Awaiting the draw for the 2011 World Championship

On Friday it will be determined in a ceremony in Goteborg how the 4 groups of 6 teams each will be composed. This tends to be the moment where the speculation about the outcome of the Championship gets started in a serious way. We in THN also intend to ‘stick our necks out’ and offer our early predictions.

While media love this kind of speculation, in fact even now before the draw has taken place, the coaches of the participating teams tend to prefer to downplay the importance of the seeding and the draw. Media talk about potential ‘dream groups’ and ‘groups of death’, while the coaches note that ‘in the end we will need to be able to beat all the strong teams to become champions’.

Yet there is some debate: for instance, is it more important for a top team to avoid a strong ‘number 4’ team in the group, so that the risk for an early elimination is reduced? But who is then a strong ‘number 4’ (or ‘number 5’) team? This is sometimes very hard to predict, especially when it involves the better non-European teams. And is it perhaps more important to avoid certain other top teams in the neighboring group, the one that will be combined with your group in the main round etc. We will come back to this after the draw!

Sweden has organized the Men’s World Championship three times before, in 1954, 1967 and 1993. I should know, as I was there on all three occasions, but the reality is that the first time I was too young to have any memories. On the second occasion, I already had a few years experience as a local referee, and in 1993 I came to Sweden as a member of the IHF Rules & Referees Commission. So I certainly hope to be there next January…

But it may be more relevant to you to be reminded about the results in the past, and the evolution it shows. In 1954 there were only six teams, and Sweden used the home court advantage to get the gold medals ahead of Germany and Czechoslovakia. The 1967 event took place during a strong period for the Czechs, so they moved up to the top position. Denmark and Romania got the other medals. There were a total of 16 teams, with Canada, Japan and Tunisia representing their respective continents; but only Japan managed to win a game, against Norway.

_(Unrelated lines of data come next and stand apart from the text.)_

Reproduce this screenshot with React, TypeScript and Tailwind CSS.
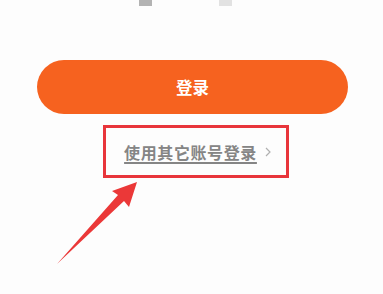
import React from "react";

export default function App() {
  return (
    <div
      className="relative w-[383px] h-[294px] bg-[#fdfdfd] overflow-hidden"
      style={{ fontFamily: '"Noto Sans CJK SC", "Noto Sans", sans-serif' }}
    >
      <div className="flex flex-col">
        <div className="flex h-[6px]">
          <div className="ml-[139px] w-[13px] h-[6px] bg-[#b3b3b3]" />
          <div className="ml-[67px] w-[13px] h-[6px] bg-[#e2e2e2]" />
        </div>
        <div className="ml-[37px] mt-[54px] w-[311px] h-[54px] rounded-full bg-[#f6621f] flex items-center justify-center">
          <span className="text-white text-[16.5px] font-bold leading-none">登录</span>
        </div>
        <div className="ml-[103px] mt-[11px] w-[186px] h-[53px] border-[3px] border-[#e8353b] flex items-center justify-center pl-[3px]">
          <span className="text-[#858585] text-[16px] font-bold leading-none underline decoration-[1.5px] underline-offset-[3px] tracking-[0.6px]">
            使用其它账号登录
          </span>
          <svg className="ml-[8px] mt-[1px]" width="6" height="10" viewBox="0 0 6 10">
            <path d="M1 1 L5 5 L1 9" fill="none" stroke="#b0b0b0" strokeWidth="1.2" />
          </svg>
        </div>
      </div>
      <svg className="absolute left-0 top-0" width="383" height="294" viewBox="0 0 383 294">
        <path d="M137 182 L129 207 L124 201 L57 264 L118 195 L112 191 Z" fill="#eb3838" />
      </svg>
    </div>
  );
}
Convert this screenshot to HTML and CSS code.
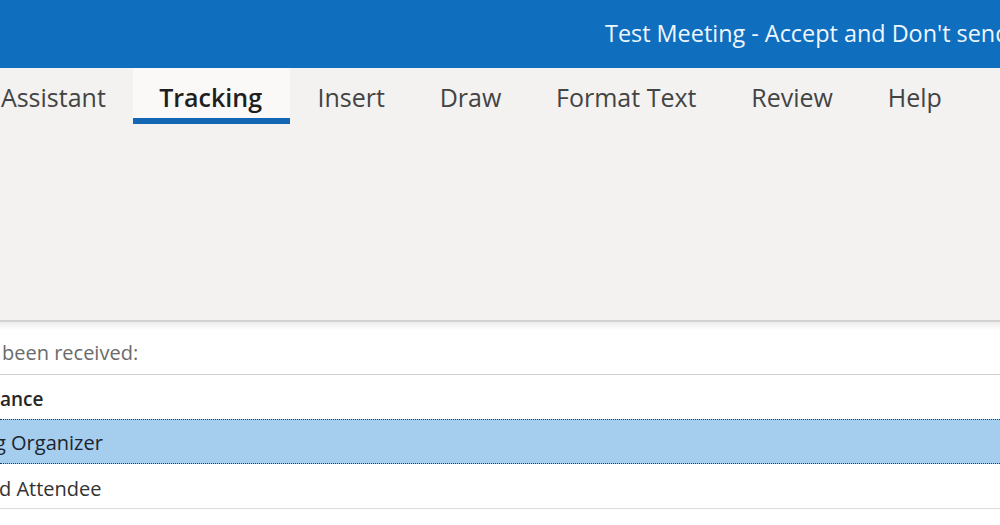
FILE: index.html
```html
<!DOCTYPE html>
<html>
<head>
<meta charset="utf-8">
<link rel="stylesheet" href="styles.css">
</head>
<body>
<div class="window">
  <header class="titlebar">
    <span class="title">Test Meeting - Accept and Don't send</span>
  </header>
  <section class="ribbon">
    <nav class="tabs">
      <span class="tab">Assistant</span>
      <span class="tab active">Tracking</span>
      <span class="tab">Insert</span>
      <span class="tab">Draw</span>
      <span class="tab">Format Text</span>
      <span class="tab">Review</span>
      <span class="tab">Help</span>
    </nav>
  </section>
  <main class="content">
    <div class="info">been received:</div>
    <div class="row header">ance</div>
    <div class="row selected"><span class="cut-g">g Organizer</span></div>
    <div class="row plain"><span class="cut-d">d Attendee</span></div>
  </main>
</div>
</body>
</html>
```
FILE: styles.css
```css
html, body {
  margin: 0;
  padding: 0;
  background: #ffffff;
}
body {
  width: 1000px;
  height: 525px;
  overflow: hidden;
  font-family: "Open Sans", "Noto Sans", sans-serif;
}
.window {
  display: flex;
  flex-direction: column;
  width: 1000px;
}
.titlebar {
  height: 68px;
  background: #106ebe;
  display: flex;
  align-items: center;
  padding-left: 605px;
  white-space: nowrap;
  overflow: hidden;
}
.title {
  color: #eef7ff;
  font-size: 23.4px;
  line-height: 1;
  padding-bottom: 1px;
}
.ribbon {
  height: 252px;
  background: #f3f2f1;
  border-bottom: 2px solid #d4d2d0;
  box-sizing: content-box;
}
.tabs {
  display: flex;
  height: 56px;
  margin-left: -26.5px;
}
.tab {
  display: flex;
  align-items: center;
  padding: 0 27.4px;
  font-size: 25px;
  color: #444444;
  white-space: nowrap;
  box-sizing: border-box;
  border-bottom: 6px solid transparent;
  padding-top: 8px;
}
.tab.active {
  background: #faf9f8;
  color: #201f1e;
  font-weight: 600;
  border-bottom-color: #1366b4;
  padding-left: 26px;
  padding-right: 28px;
}
.content {
  display: flex;
  flex-direction: column;
  background: linear-gradient(#ececec, #ffffff 8px);
}
.info {
  height: 53px;
  box-sizing: border-box;
  border-bottom: 1px solid #cfcfcf;
  font-size: 20px;
  color: #6b6b6b;
  padding-left: 2px;
  padding-top: 18px;
  line-height: 26px;
}
.row {
  height: 45px;
  box-sizing: border-box;
  display: flex;
  align-items: center;
  font-size: 20px;
  white-space: nowrap;
  overflow: hidden;
}
.row.header {
  font-weight: 600;
  font-size: 19px;
  color: #262626;
  height: 44px;
  padding-top: 4px;
}
.row.selected {
  background: #a4cdee;
  color: #1c2430;
  border-top: 1px dotted #2e3a44;
  border-bottom: 1px dotted #2e3a44;
  padding-top: 2px;
}
.row.plain {
  color: #333333;
  border-bottom: 1px solid #dcdcdc;
  padding-top: 5px;
}
.cut-g {
  margin-left: -5px;
}
.cut-d {
  margin-left: -1px;
}
```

In 1993, the Russians fielded a very strong team and won the final easily against France. Sweden got the bronze medals ahead of Switzerland. Spain had then joined the top group and won 5th place against Germany. Egypt got the 12th and final place in the main round, while Korea and USA (with a certain John Ryan on the team) found themselves at the bottom of the rankings. Well, let’s not blame that entirely on John… But at least I can say that I watched him and the USA team play against Sweden in my old home town.

Goteborg will again be supporting the Swedish team in the preliminary round, in the now aging but large Scandinavium arena. Another group will be split between the ‘twin cities’ of Norrkoping and Linkoping, boasting relatively large and modern arenas , which admittedly exist thanks to presence of icehockey teams and not because these cities are handball hotbeds. It is worth noting that Stockholm is not among the host cities this time. It remains the capital of Sweden, so that’s where royal weddings take place and so on, but it is hardly the handball capital.

Handball has stronger traditions in the very south, where moreover three classic old handball locations now have new and modern arenas. Those in Lund and Kristianstad are smaller, whereas Malmo’s arena can hold over 12.000 spectators. This is where the final and one of the semi-finals will be played. And, much to the delight of the Danish team and their supporters, this is where they will play their matches in the preliminary round, just across the bridge from Copenhagen.

So pay attention to the draw, and we will be back and join you in the speculation afterwards!